Task directions: Retype word for word the first line of the listing and each line after it up to the line with "import React from", with the pictures taken out.

Data shown:
++++++
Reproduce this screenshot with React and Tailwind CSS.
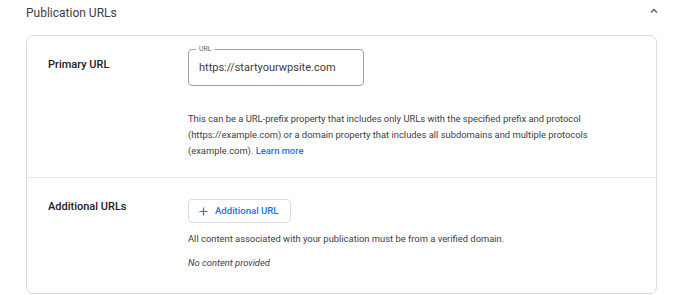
import React from "react";

export default function App() {
  return (
    <div
      className="w-[680px] h-[295px] bg-white overflow-hidden text-[#3c4043]"
      style={{ fontFamily: "Roboto, 'Liberation Sans', sans-serif" }}
    >
      <div className="flex items-center justify-between pl-[26px] pr-[20px] h-[26px]">
        <h2 className="text-[12px] leading-[18px] text-[#3c4043]">Publication URLs</h2>
        <svg width="12" height="12" viewBox="0 0 12 12" className="mb-[4px]">
          <path d="M3 7.5 L6 4.5 L9 7.5" fill="none" stroke="#5f6368" strokeWidth="1.5" />
        </svg>
      </div>

      <div className="ml-[26px] mt-[9px] w-[631px] h-[259px] border border-[#dadce0] rounded-[7px]">
        {/* Primary URL row */}
        <div className="flex pt-[13px] pb-[18px] border-b border-[#e8eaed]">
          <div className="w-[161px] pl-[21px] pt-[8px] text-[11px] leading-[16px] font-medium text-[#202124]">
            Primary URL
          </div>
          <div className="flex flex-col">
            <div className="relative w-[176px] h-[37px] border border-[#9aa0a6] rounded-[4px] flex items-center pl-[10px]">
              <span className="absolute left-[7px] top-[-6px] bg-white px-[3px] text-[7px] leading-[10px] text-[#5f6368]">
                URL
              </span>
              <span className="text-[11px] text-[#3c4043] mt-[1px]">https://startyourwpsite.com</span>
            </div>
            <p className="mt-[25px] w-[420px] text-[9.4px] leading-[16px] text-[#3c4043]">
              This can be a URL-prefix property that includes only URLs with the specified prefix and protocol
              (https://example.com) or a domain property that includes all subdomains and multiple protocols
              (example.com). <span className="text-[#1a73e8] font-medium">Learn more</span>
            </p>
          </div>
        </div>

        {/* Additional URLs row */}
        <div className="flex pt-[21px]">
          <div className="w-[161px] pl-[21px] pt-[0px] text-[11px] leading-[16px] font-medium text-[#202124]">
            Additional URLs
          </div>
          <div className="flex flex-col">
            <button className="w-[103px] h-[24px] border border-[#dadce0] rounded-[4px] flex items-center pl-[10px] gap-[7px] text-[#1a73e8] text-[9.6px] font-medium whitespace-nowrap">
              <svg width="9" height="9" viewBox="0 0 10 10">
                <path d="M5 0.5 V9.5 M0.5 5 H9.5" stroke="#1a73e8" strokeWidth="1.3" />
              </svg>
              Additional URL
            </button>
            <p className="mt-[8px] text-[9.4px] leading-[16px] text-[#3c4043]">
              All content associated with your publication must be from a verified domain.
            </p>
            <p className="mt-[8px] text-[9.4px] leading-[16px] italic text-[#3c4043]">No content provided</p>
          </div>
        </div>
      </div>
    </div>
  );
}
++++++
Finished exercise:
Reproduce this screenshot with React and Tailwind CSS.
import React from "react";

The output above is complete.